◆ **WORK REQUIRED**
Restate each line of the listing exactly, without carrying over any pictures.

◆ **COLLECTED DATA**
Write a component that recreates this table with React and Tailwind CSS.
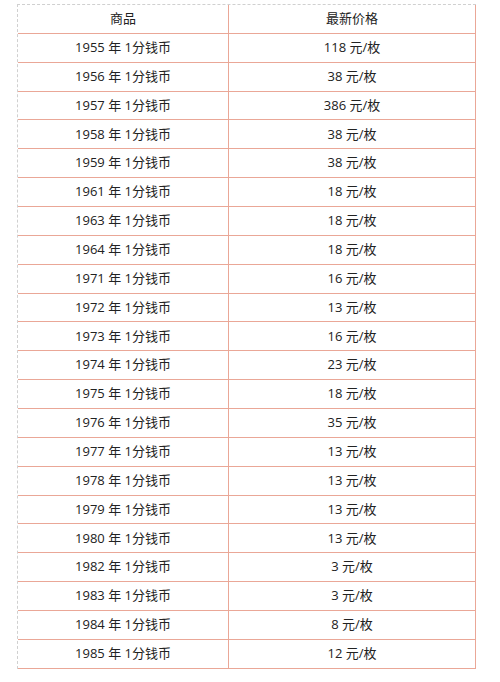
import React from "react";

const rows = [
  ["1955", "118"],
  ["1956", "38"],
  ["1957", "386"],
  ["1958", "38"],
  ["1959", "38"],
  ["1961", "18"],
  ["1963", "18"],
  ["1964", "18"],
  ["1971", "16"],
  ["1972", "13"],
  ["1973", "16"],
  ["1974", "23"],
  ["1975", "18"],
  ["1976", "35"],
  ["1977", "13"],
  ["1978", "13"],
  ["1979", "13"],
  ["1980", "13"],
  ["1982", "3"],
  ["1983", "3"],
  ["1984", "8"],
  ["1985", "12"],
];

const App = () => {
  return (
    <div className="w-[500px] h-[682px] bg-white pt-[4px] pl-[17px]">
      <div
        className="w-[459px] border-t border-l border-dashed border-[#d0d0d0] text-[13px] text-[#222]"
        style={{ fontFamily: '"Open Sans", "Noto Sans CJK SC", sans-serif' }}
      >
        <div className="flex h-[28.8px] border-b border-[#eaa797]">
          <div className="w-[211px] flex items-center justify-center border-r border-[#eaa797]">商品</div>
          <div className="flex-1 flex items-center justify-center border-r border-[#eaa797]">最新价格</div>
        </div>
        {rows.map(([year, price]) => (
          <div key={year} className="flex h-[28.86px] border-b border-[#eaa797]">
            <div className="w-[211px] flex items-center justify-center border-r border-[#eaa797]">
              {year} 年 1分钱币
            </div>
            <div className="flex-1 flex items-center justify-center border-r border-[#eaa797]">
              {price} 元/枚
            </div>
          </div>
        ))}
      </div>
    </div>
  );
};

export default App;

◆ **ANSWER FOR THE TASK**
Write a component that recreates this table with React and Tailwind CSS.
import React from "react";

const rows = [
  ["1955", "118"],
  ["1956", "38"],
  ["1957", "386"],
  ["1958", "38"],
  ["1959", "38"],
  ["1961", "18"],
  ["1963", "18"],
  ["1964", "18"],
  ["1971", "16"],
  ["1972", "13"],
  ["1973", "16"],
  ["1974", "23"],
  ["1975", "18"],
  ["1976", "35"],
  ["1977", "13"],
  ["1978", "13"],
  ["1979", "13"],
  ["1980", "13"],
  ["1982", "3"],
  ["1983", "3"],
  ["1984", "8"],
  ["1985", "12"],
];

const App = () => {
  return (
    <div className="w-[500px] h-[682px] bg-white pt-[4px] pl-[17px]">
      <div
        className="w-[459px] border-t border-l border-dashed border-[#d0d0d0] text-[13px] text-[#222]"
        style={{ fontFamily: '"Open Sans", "Noto Sans CJK SC", sans-serif' }}
      >
        <div className="flex h-[28.8px] border-b border-[#eaa797]">
          <div className="w-[211px] flex items-center justify-center border-r border-[#eaa797]">商品</div>
          <div className="flex-1 flex items-center justify-center border-r border-[#eaa797]">最新价格</div>
        </div>
        {rows.map(([year, price]) => (
          <div key={year} className="flex h-[28.86px] border-b border-[#eaa797]">
            <div className="w-[211px] flex items-center justify-center border-r border-[#eaa797]">
              {year} 年 1分钱币
            </div>
            <div className="flex-1 flex items-center justify-center border-r border-[#eaa797]">
              {price} 元/枚
            </div>
          </div>
        ))}
      </div>
    </div>
  );
};

export default App;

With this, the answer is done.